▶ **Work to complete**: Return all of the data exactly, with nothing left out but the pictures.

◇ ◇ ◇ ◇ ◇

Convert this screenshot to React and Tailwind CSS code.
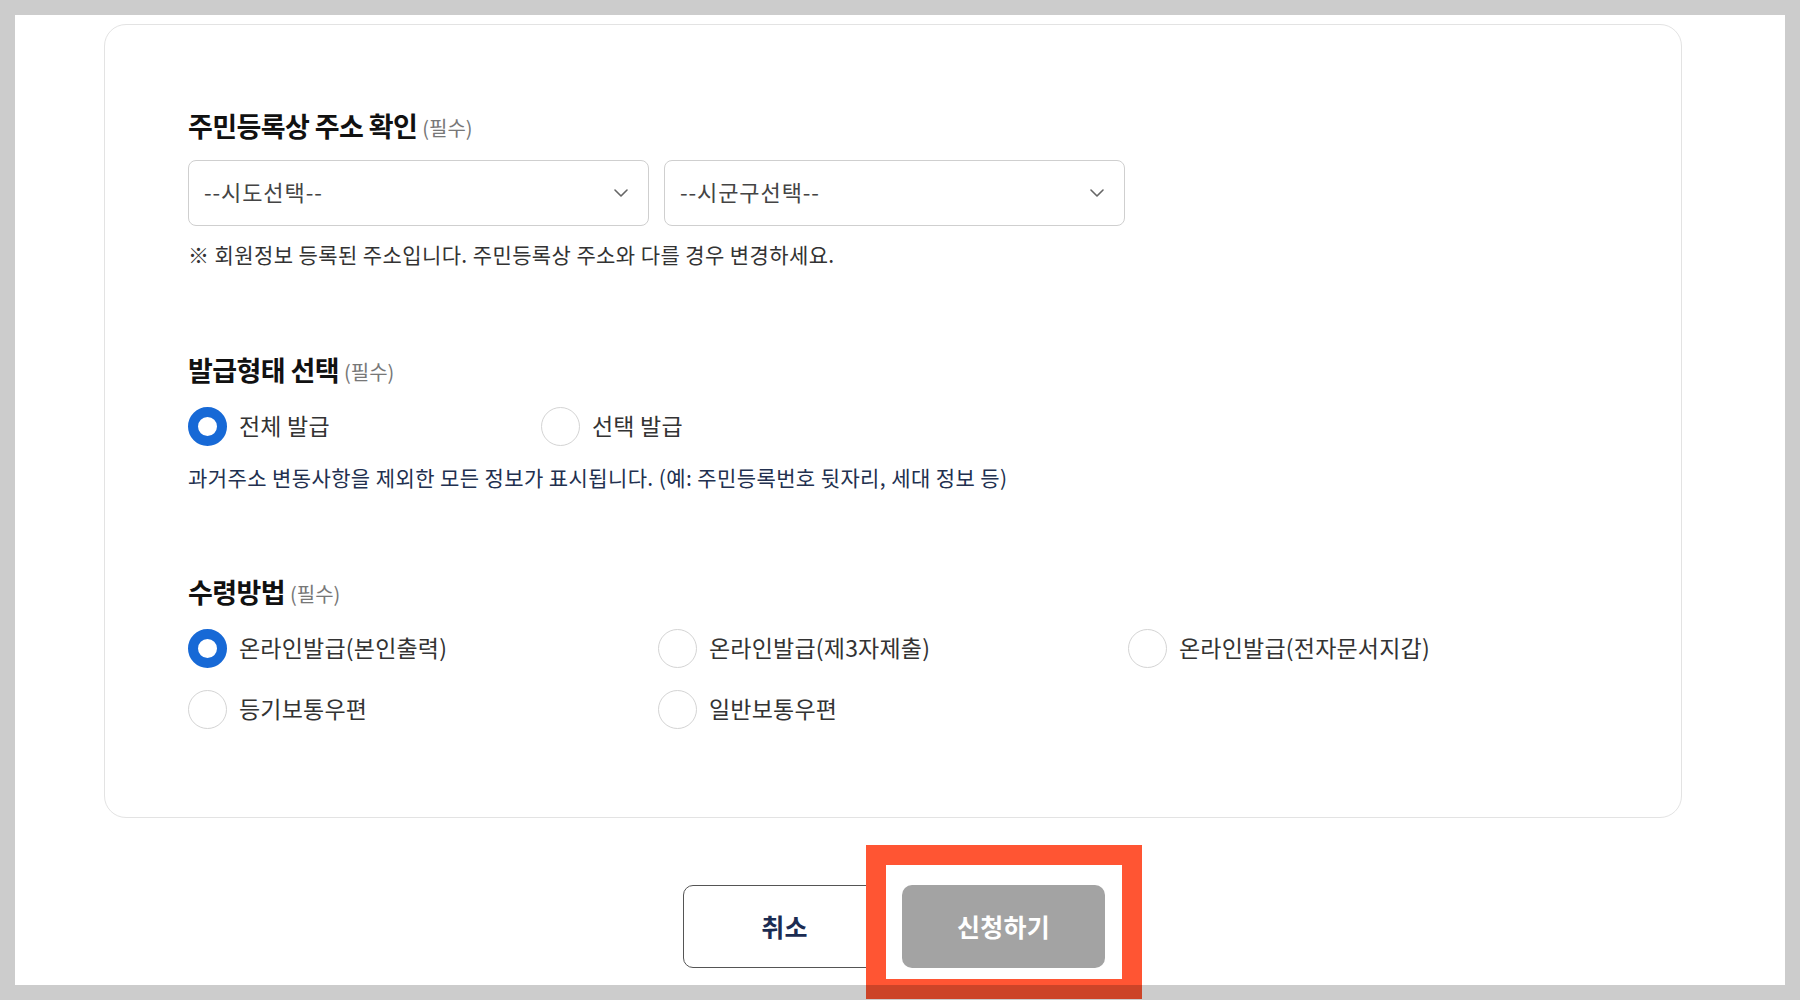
import React from "react";

const FONT = { fontFamily: '"Noto Sans CJK KR", "Noto Sans", sans-serif' };

function Chevron() {
  return (
    <svg width="14" height="8" viewBox="0 0 14 8" fill="none">
      <polyline points="1,1 7,7 13,1" stroke="#666" strokeWidth="1.6" strokeLinecap="round" strokeLinejoin="round" />
    </svg>
  );
}

function Select({ label }) {
  return (
    <div className="flex h-[66px] w-[461px] items-center justify-between rounded-[8px] border border-[#cfcfcf] bg-white pl-[15px] pr-[20px]">
      <span className="-mt-[3px] text-[22px] tracking-[0.9px] text-[#444]">{label}</span>
      <Chevron />
    </div>
  );
}

function Radio({ checked, label }) {
  return (
    <div className="flex items-center gap-[12px]">
      {checked ? (
        <span className="box-border h-[39px] w-[39px] shrink-0 rounded-full border-[10px] border-[#1769d6] bg-white" />
      ) : (
        <span className="box-border h-[39px] w-[39px] shrink-0 rounded-full border border-[#d4d4d4] bg-white" />
      )}
      <span className="-mt-[3px] text-[23px] leading-[30px] tracking-[0.2px] text-[#333]">{label}</span>
    </div>
  );
}

function Heading({ children }) {
  return (
    <div className="flex h-[36px] items-center">
      <span className="text-[27px] font-bold tracking-[-0.6px] text-[#111]">{children}</span>
      <span className="ml-[5px] mt-[3px] text-[20px] tracking-[0px] text-[#777]">(필수)</span>
    </div>
  );
}

export default function App() {
  return (
    <div className="relative h-[1000px] w-full overflow-hidden bg-white" style={FONT}>
      <div className="pt-[24px]">
        <div className="ml-[104px] w-[1578px] rounded-[22px] border border-[#e3e3e3] bg-white pl-[83px] pr-[83px] pt-[83px] pb-[88px]">
          <Heading>주민등록상 주소 확인</Heading>
          <div className="mt-[16px] flex gap-[15px]">
            <Select label="--시도선택--" />
            <Select label="--시군구선택--" />
          </div>
          <p className="mt-[13px] text-[21px] leading-[30px] tracking-[0.4px] text-[#333]">
            ※ 회원정보 등록된 주소입니다. 주민등록상 주소와 다를 경우 변경하세요.
          </p>

          <div className="mt-[83px]">
            <Heading>발급형태 선택</Heading>
          </div>
          <div className="mt-[19px] flex">
            <div className="w-[353px]">
              <Radio checked label="전체 발급" />
            </div>
            <Radio label="선택 발급" />
          </div>
          <p className="mt-[16px] text-[21px] leading-[30px] tracking-[0.4px] text-[#22304f]">
            과거주소 변동사항을 제외한 모든 정보가 표시됩니다. (예: 주민등록번호 뒷자리, 세대 정보 등)
          </p>

          <div className="mt-[82px]">
            <Heading>수령방법</Heading>
          </div>
          <div className="mt-[19px] grid grid-cols-[470px_470px_470px] gap-y-[22px]">
            <Radio checked label="온라인발급(본인출력)" />
            <Radio label="온라인발급(제3자제출)" />
            <Radio label="온라인발급(전자문서지갑)" />
            <Radio label="등기보통우편" />
            <Radio label="일반보통우편" />
          </div>
        </div>

        <div className="ml-[683px] mt-[67px] flex gap-[16px]">
          <button className="flex h-[83px] w-[203px] items-center justify-center rounded-[10px] border border-[#555] bg-white text-[25px] font-bold tracking-[0.3px] text-[#1b2c52]">
            취소
          </button>
          <div className="relative">
            <button className="flex h-[83px] w-[203px] items-center justify-center rounded-[10px] bg-[#a3a3a3] text-[25px] font-bold tracking-[0.3px] text-white">
              신청하기
            </button>
            <div className="pointer-events-none absolute left-[-36px] right-[-37px] top-[-40px] bottom-[-31px] border-[20px] border-[#ff5533]" />
          </div>
        </div>
      </div>

      <div className="pointer-events-none absolute inset-0 border-[15px] border-black/20" />
    </div>
  );
}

◇ ◇ ◇ ◇ ◇

▶ **Response to this task**:
Convert this screenshot to React and Tailwind CSS code.
import React from "react";

const FONT = { fontFamily: '"Noto Sans CJK KR", "Noto Sans", sans-serif' };

function Chevron() {
  return (
    <svg width="14" height="8" viewBox="0 0 14 8" fill="none">
      <polyline points="1,1 7,7 13,1" stroke="#666" strokeWidth="1.6" strokeLinecap="round" strokeLinejoin="round" />
    </svg>
  );
}

function Select({ label }) {
  return (
    <div className="flex h-[66px] w-[461px] items-center justify-between rounded-[8px] border border-[#cfcfcf] bg-white pl-[15px] pr-[20px]">
      <span className="-mt-[3px] text-[22px] tracking-[0.9px] text-[#444]">{label}</span>
      <Chevron />
    </div>
  );
}

function Radio({ checked, label }) {
  return (
    <div className="flex items-center gap-[12px]">
      {checked ? (
        <span className="box-border h-[39px] w-[39px] shrink-0 rounded-full border-[10px] border-[#1769d6] bg-white" />
      ) : (
        <span className="box-border h-[39px] w-[39px] shrink-0 rounded-full border border-[#d4d4d4] bg-white" />
      )}
      <span className="-mt-[3px] text-[23px] leading-[30px] tracking-[0.2px] text-[#333]">{label}</span>
    </div>
  );
}

function Heading({ children }) {
  return (
    <div className="flex h-[36px] items-center">
      <span className="text-[27px] font-bold tracking-[-0.6px] text-[#111]">{children}</span>
      <span className="ml-[5px] mt-[3px] text-[20px] tracking-[0px] text-[#777]">(필수)</span>
    </div>
  );
}

export default function App() {
  return (
    <div className="relative h-[1000px] w-full overflow-hidden bg-white" style={FONT}>
      <div className="pt-[24px]">
        <div className="ml-[104px] w-[1578px] rounded-[22px] border border-[#e3e3e3] bg-white pl-[83px] pr-[83px] pt-[83px] pb-[88px]">
          <Heading>주민등록상 주소 확인</Heading>
          <div className="mt-[16px] flex gap-[15px]">
            <Select label="--시도선택--" />
            <Select label="--시군구선택--" />
          </div>
          <p className="mt-[13px] text-[21px] leading-[30px] tracking-[0.4px] text-[#333]">
            ※ 회원정보 등록된 주소입니다. 주민등록상 주소와 다를 경우 변경하세요.
          </p>

          <div className="mt-[83px]">
            <Heading>발급형태 선택</Heading>
          </div>
          <div className="mt-[19px] flex">
            <div className="w-[353px]">
              <Radio checked label="전체 발급" />
            </div>
            <Radio label="선택 발급" />
          </div>
          <p className="mt-[16px] text-[21px] leading-[30px] tracking-[0.4px] text-[#22304f]">
            과거주소 변동사항을 제외한 모든 정보가 표시됩니다. (예: 주민등록번호 뒷자리, 세대 정보 등)
          </p>

          <div className="mt-[82px]">
            <Heading>수령방법</Heading>
          </div>
          <div className="mt-[19px] grid grid-cols-[470px_470px_470px] gap-y-[22px]">
            <Radio checked label="온라인발급(본인출력)" />
            <Radio label="온라인발급(제3자제출)" />
            <Radio label="온라인발급(전자문서지갑)" />
            <Radio label="등기보통우편" />
            <Radio label="일반보통우편" />
          </div>
        </div>

        <div className="ml-[683px] mt-[67px] flex gap-[16px]">
          <button className="flex h-[83px] w-[203px] items-center justify-center rounded-[10px] border border-[#555] bg-white text-[25px] font-bold tracking-[0.3px] text-[#1b2c52]">
            취소
          </button>
          <div className="relative">
            <button className="flex h-[83px] w-[203px] items-center justify-center rounded-[10px] bg-[#a3a3a3] text-[25px] font-bold tracking-[0.3px] text-white">
              신청하기
            </button>
            <div className="pointer-events-none absolute left-[-36px] right-[-37px] top-[-40px] bottom-[-31px] border-[20px] border-[#ff5533]" />
          </div>
        </div>
      </div>

      <div className="pointer-events-none absolute inset-0 border-[15px] border-black/20" />
    </div>
  );
}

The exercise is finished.